We've also made optional dependencies more consistent by removing version constraints from the depopts: field: their meaning was unclear and confusing. The conflicts field is used to indicate versions of the optional dependencies that are incompatible with your package to remove all ambiguity:

depopts: [ "async" {>= "109.15.00"} & "async_ssl" {>= "111.06.00"} ]


depopts: [ "async" "async_ssl" ]
conflicts: [ "async" {< "109.15.00"}
             "async_ssl" {< "111.06.00"} ]

There is an upcoming `features` field that will give more flexibility in a clearer and consistent way for such complex cases.

Easier to package and install

Efforts were made on the build of OPAM itself as well to make it as easy as possible to compile, bootstrap or install. There is no more dependency on camlp4 (which has been moved out of the core distribution in OCaml 4.02.0), and the build process is more conventional (get the source, run ./configure, make lib-ext to get the few internal dependencies, make and make install). Packagers can use make cold to build OPAM with a locally compiled version of OCaml (useful for platforms where it isn't packaged), and also use make download-ext to store all the external archives within the source tree (for automated builds which forbid external net access).

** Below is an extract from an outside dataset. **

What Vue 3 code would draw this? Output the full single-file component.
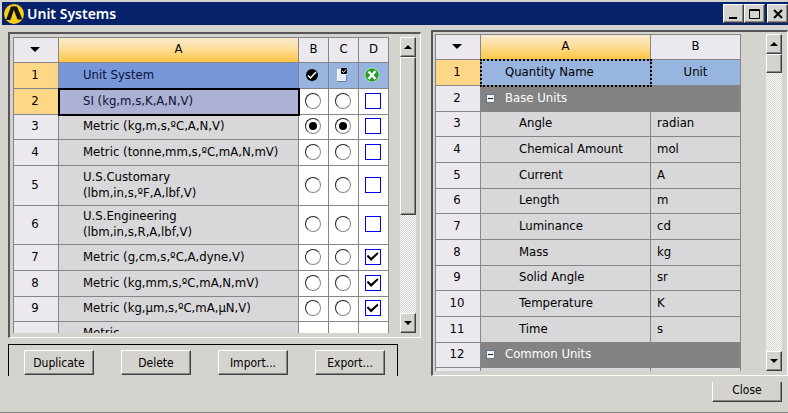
<script setup>
import { ref } from 'vue'

const active = ref(3)
const projectDefault = ref(3)
const systems = ref([
  { id: 2, lines: ['SI (kg,m,s,K,A,N,V)'], hidden: false },
  { id: 3, lines: ['Metric (kg,m,s,ºC,A,N,V)'], hidden: false },
  { id: 4, lines: ['Metric (tonne,mm,s,ºC,mA,N,mV)'], hidden: false },
  { id: 5, lines: ['U.S.Customary', '(lbm,in,s,ºF,A,lbf,V)'], hidden: false },
  { id: 6, lines: ['U.S.Engineering', '(lbm,in,s,R,A,lbf,V)'], hidden: false },
  { id: 7, lines: ['Metric (g,cm,s,ºC,A,dyne,V)'], hidden: true },
  { id: 8, lines: ['Metric (kg,mm,s,ºC,mA,N,mV)'], hidden: true },
  { id: 9, lines: ['Metric (kg,µm,s,ºC,mA,µN,V)'], hidden: true },
  { id: '', lines: ['Metric', ''], hidden: true },
])

const quantities = [
  { id: 2, group: 'Base Units' },
  { id: 3, name: 'Angle', unit: 'radian' },
  { id: 4, name: 'Chemical Amount', unit: 'mol' },
  { id: 5, name: 'Current', unit: 'A' },
  { id: 6, name: 'Length', unit: 'm' },
  { id: 7, name: 'Luminance', unit: 'cd' },
  { id: 8, name: 'Mass', unit: 'kg' },
  { id: 9, name: 'Solid Angle', unit: 'sr' },
  { id: 10, name: 'Temperature', unit: 'K' },
  { id: 11, name: 'Time', unit: 's' },
  { id: 12, group: 'Common Units' },
  { id: '', name: '', unit: '' },
]
const actions = ['Duplicate', 'Delete', 'Import...', 'Export...']
</script>

<template>
  <div class="window">
    <header class="titlebar">
      <svg class="logo" viewBox="0 0 20 20" aria-hidden="true">
        <circle cx="10" cy="10" r="10" fill="#f8cd1c" />
        <path d="M2 16 7 2.500H11L6.500 16Z" fill="#15150f" />
        <path d="M8.500 2.500H13L18.500 15.500H13.500Z" fill="#15150f" />
      </svg>
      <h1>Unit Systems</h1>
      <div class="window-buttons">
        <button type="button" class="bevel" aria-label="Minimize">
          <svg viewBox="0 0 18 16"><path d="M4 12h8" stroke="#000" stroke-width="2" /></svg>
        </button>
        <button type="button" class="bevel" aria-label="Maximize">
          <svg viewBox="0 0 18 16"><path d="M3.500 3.500h10v9H3.500zM4 4.500h9" fill="none" stroke="#000" /></svg>
        </button>
        <button type="button" class="bevel close-x" aria-label="Close window">
          <svg viewBox="0 0 18 16"><path d="M5 4l8 8M13 4l-8 8" stroke="#000" stroke-width="2" /></svg>
        </button>
      </div>
    </header>

    <main class="content">
      <div class="left">
        <section class="panel">
          <div class="sheet">
            <table>
              <colgroup>
                <col class="c-num" /><col /><col class="c-opt" /><col class="c-opt" /><col class="c-opt" />
              </colgroup>
              <tbody>
                <tr>
                  <th class="num"><i class="down"></i></th>
                  <th class="gold">A</th>
                  <th>B</th>
                  <th>C</th>
                  <th>D</th>
                </tr>
                <tr>
                  <th class="num current">1</th>
                  <td class="name head-strong">Unit System</td>
                  <td class="head icon">
                    <svg width="14" height="16" viewBox="0 0 14 16" role="img" aria-label="Active">
                      <circle cx="7" cy="8" r="6" fill="#000" />
                      <path d="M3 8.500 5.500 11 11 5" fill="none" stroke="#fff" stroke-width="1.500" />
                    </svg>
                  </td>
                  <td class="head icon">
                    <svg width="14" height="16" viewBox="0 0 14 16" role="img" aria-label="Default">
                      <path d="M2 2h10v13H2z" fill="#e4eaf6" />
                      <path d="M2.500 15V2.500H7" fill="none" stroke="#fff" />
                      <path d="M2 14.500h9.500V8" fill="none" stroke="#68809f" />
                      <rect x="6" y="1" width="6" height="6" rx="1" fill="#000" />
                      <path d="M7 4l1.500 1.500L11 2.500" fill="none" stroke="#fff" />
                    </svg>
                  </td>
                  <td class="head icon">
                    <svg width="16" height="16" viewBox="0 0 16 16" role="img" aria-label="Suppress">
                      <circle cx="8" cy="8" r="7.500" fill="#a9d6ae" />
                      <circle cx="8" cy="8" r="6.500" fill="#22a022" />
                      <path d="M4.500 4.500 11.500 12M11.500 4 4.500 12" fill="none" stroke="#fff" stroke-width="2.500" />
                    </svg>
                  </td>
                </tr>
                <tr v-for="s in systems" :key="s.id" :class="{ tall: s.lines.length > 1 }">
                  <th class="num" :class="{ current: s.id === 2 }">{{ s.id }}</th>
                  <td class="name" :class="{ selected: s.id === 2 }">
                    <span v-for="line in s.lines" :key="line" class="line">{{ line }}</span>
                  </td>
                  <td class="opt">
                    <input v-model="active" type="radio" name="active" :value="s.id" :aria-label="'Active: ' + s.lines.join(' ')" />
                  </td>
                  <td class="opt">
                    <input v-model="projectDefault" type="radio" name="default" :value="s.id" :aria-label="'Default: ' + s.lines.join(' ')" />
                  </td>
                  <td class="opt">
                    <input v-model="s.hidden" type="checkbox" :aria-label="'Suppress: ' + s.lines.join(' ')" />
                  </td>
                </tr>
              </tbody>
            </table>
          </div>
          <div class="scrollbar">
            <button type="button" class="bevel" aria-label="Scroll systems up"><i class="up small"></i></button>
            <div class="thumb long bevel"></div>
            <button type="button" class="bevel end" aria-label="Scroll systems down"><i class="down small"></i></button>
          </div>
        </section>
        <div class="actions">
          <button v-for="a in actions" :key="a" type="button" class="push">{{ a }}</button>
        </div>
      </div>

      <section class="panel quantities">
        <div class="sheet">
          <table>
            <colgroup><col class="c-num" /><col /><col class="c-unit" /></colgroup>
            <tbody>
              <tr>
                <th class="num"><i class="down"></i></th>
                <th class="gold">A</th>
                <th>B</th>
              </tr>
              <tr>
                <th class="num current">1</th>
                <td class="name head focus">Quantity Name</td>
                <td class="head">Unit</td>
              </tr>
              <tr v-for="q in quantities" :key="q.id">
                <th class="num">{{ q.id }}</th>
                <td v-if="q.group" colspan="2" class="group">
                  <button type="button" class="toggle" :aria-label="'Collapse ' + q.group"></button>{{ q.group }}
                </td>
                <template v-else>
                  <td class="name nested">{{ q.name }}</td>
                  <td class="unit">{{ q.unit }}</td>
                </template>
              </tr>
            </tbody>
          </table>
        </div>
        <div class="scrollbar">
          <button type="button" class="bevel" aria-label="Scroll quantities up"><i class="up small"></i></button>
          <div class="thumb bevel"></div>
          <button type="button" class="bevel end" aria-label="Scroll quantities down"><i class="down small"></i></button>
        </div>
      </section>
    </main>

    <footer class="footer">
      <button type="button" class="push close">Close</button>
    </footer>
  </div>
</template>

<style>
body {
  background: #d4d3cd;
}
</style>

<style scoped>
* {
  box-sizing: border-box;
}
.window {
  display: flex;
  flex-direction: column;
  height: 100vh;
  padding: 2px 0 0 2px;
  background: #d4d3cd;
  border-bottom: 1px solid #85858a;
  color: #000;
  font-family: "DejaVu Sans Condensed", "Noto Sans", sans-serif;
  font-size: 12px;
  line-height: 16px;
}
button {
  padding: 0;
  color: inherit;
  font: inherit;
}
.titlebar {
  display: flex;
  align-items: center;
  height: 23px;
  padding: 0 0 0 2px;
  background: #05226b;
}
.logo {
  width: 20px;
  height: 20px;
}
h1 {
  flex: 1;
  margin: 0 0 0 3px;
  color: #fff;
  font-family: "Noto Sans", sans-serif;
  font-size: 14px;
  font-weight: 600;
}
.window-buttons {
  display: flex;
}
.window-buttons button {
  width: 21px;
  height: 19px;
}
.window-buttons svg {
  display: block;
  width: 18px;
  height: 16px;
}
.window-buttons .close-x {
  margin-left: 2px;
}
.bevel {
  display: grid;
  place-items: center;
  background: #d4d3cd;
  border: 1px solid;
  border-color: #fff #404040 #404040 #fff;
  box-shadow: inset -1px -1px #85858a;
}
.content {
  flex: 1;
  display: grid;
  grid-template-columns: 413fr 357fr;
  gap: 10px;
  min-height: 0;
  padding: 5px 0 0 6px;
}
.left {
  display: flex;
  flex-direction: column;
  gap: 6px;
  min-width: 0;
  min-height: 0;
  padding-top: 2px;
}
.panel {
  display: flex;
  flex: 1;
  gap: 11px;
  min-width: 0;
  min-height: 0;
  padding: 3px 4px 4px 3px;
  border: 2px solid;
  border-color: #57575a #fff #fff #57575a;
  border-right-width: 1px;
  border-bottom-width: 1px;
}
.quantities {
  gap: 25px;
  padding: 2px 5px 4px 2px;
}
.sheet {
  flex: 1;
  min-width: 0;
  overflow: hidden;
}
table {
  width: 100%;
  table-layout: fixed;
  border-collapse: separate;
  border-spacing: 0;
  border: 1px solid #85858a;
  border-width: 1px 0 0 1px;
  font-size: 13px;
}
.c-num {
  width: 45px;
}
.c-opt {
  width: 30px;
}
.c-unit {
  width: 90px;
}
th,
td {
  height: 26px;
  padding: 0 0 2px;
  border: 1px solid #85858a;
  border-width: 0 1px 1px 0;
  text-align: center;
  vertical-align: middle;
}
tr:nth-child(3n + 1) > * {
  height: 25px;
}
tr.tall > * {
  height: 40px;
}
tr.tall:nth-child(3n + 1) > * {
  height: 39px;
}
th {
  background: #ece9ee;
  font-weight: 400;
}
th.num {
  padding-right: 2px;
}
th.current {
  background: #fdd785;
}
th.gold {
  background: linear-gradient(#fae9cd, #fddc93 50%, #fec844);
}
td.name {
  padding-left: 24px;
  background: #d8d7d9;
  text-align: left;
}
.line {
  display: block;
  min-height: 16px;
}
td.head {
  background: #98b5e0;
}
td.head-strong {
  background: #7797d8;
  color: #101038;
}
td.selected {
  position: relative;
  z-index: 1;
  background: #adb1d4;
  outline: 2px solid #000;
  outline-offset: -1px;
  color: #101038;
}
td.focus {
  position: relative;
  z-index: 1;
  background: #98b5e0;
  outline: 2px dotted #000;
  outline-offset: -1px;
}
td.nested {
  padding-left: 38px;
}
td.unit {
  padding-left: 6px;
  background: #d8d7d9;
  text-align: left;
}
td.group {
  background: #838383;
  color: #fff;
  text-align: left;
}
td.opt {
  padding: 0 2px 2px 0;
  background: #fff;
}
td.icon {
  padding: 0 4px 2px 0;
}
td svg {
  display: block;
  margin: 0 auto;
}
input {
  appearance: none;
  display: grid;
  place-items: center;
  width: 16px;
  height: 16px;
  margin: 0 auto;
  background: #fff;
}
input[type="radio"] {
  border: 1px solid;
  border-color: #222 #888 #888 #222;
  border-radius: 50%;
}
input[type="radio"]:checked::after {
  content: "";
  width: 8px;
  height: 8px;
  background: #000;
  border-radius: 50%;
}
input[type="checkbox"] {
  border: 1px solid #0000f0;
}
input[type="checkbox"]:checked::after {
  content: "";
  width: 12px;
  height: 10px;
  background: #000;
  clip-path: polygon(0 45%, 15% 35%, 38% 62%, 90% 8%, 100% 22%, 38% 95%);
}
.toggle {
  display: inline-block;
  width: 9px;
  height: 9px;
  margin: 0 10px 0 5px;
  background: linear-gradient(#222, #222) center / 5px 1px no-repeat, #f3f1ec;
  border: 1px solid #5c7898;
  vertical-align: 0;
}
.down,
.up {
  display: inline-block;
  width: 10px;
  height: 5px;
  background: #000;
  vertical-align: middle;
}
.down {
  clip-path: polygon(0 0, 100% 0, 50% 100%);
}
.up {
  clip-path: polygon(50% 0, 100% 100%, 0 100%);
}
.small {
  width: 8px;
  height: 4px;
}
.scrollbar {
  display: flex;
  flex-direction: column;
  width: 16px;
  background: repeating-conic-gradient(#fff 0 25%, #d4d3cd 0 50%) 0 0 / 2px 2px;
}
.scrollbar button {
  width: 16px;
  height: 20px;
}
.scrollbar .end {
  margin-top: auto;
}
.thumb {
  height: 19px;
}
.thumb.long {
  height: 158px;
}
.actions {
  display: flex;
  gap: 27px;
  width: 390px;
  height: 32px;
  padding: 5px 0 0 15px;
  border: 1px solid #000;
  border-bottom: 0;
}
.push {
  width: 70px;
  height: 25px;
  background: #d4d3cd;
  border: 1px solid;
  border-color: #fff #404040 #404040 #fff;
  box-shadow: inset -1px -1px #85858a;
}
.footer {
  display: flex;
  justify-content: flex-end;
  height: 36px;
  padding: 6px 6px 0 0;
}
.close {
  height: 20px;
  padding-bottom: 4px;
  border-top: 0;
}
</style>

The whole documentation has been rewritten as well, to be better focused and easier to browse. Please leave any feedback or changes on the documentation on the issue tracker.

Try it out !

The public beta of OPAM 1.2 is just out. You're welcome to give it a try and give us feedback before we roll out the release!

We'd be most interested on feedback on how easily you can work with the new pinning features, on how the new metadata works for you... and on any errors you may trigger that aren't followed by informative messages or clean behaviour.

If you are hosting a repository, the administration scripts may help you quickly update all your packages to benefit from the new features.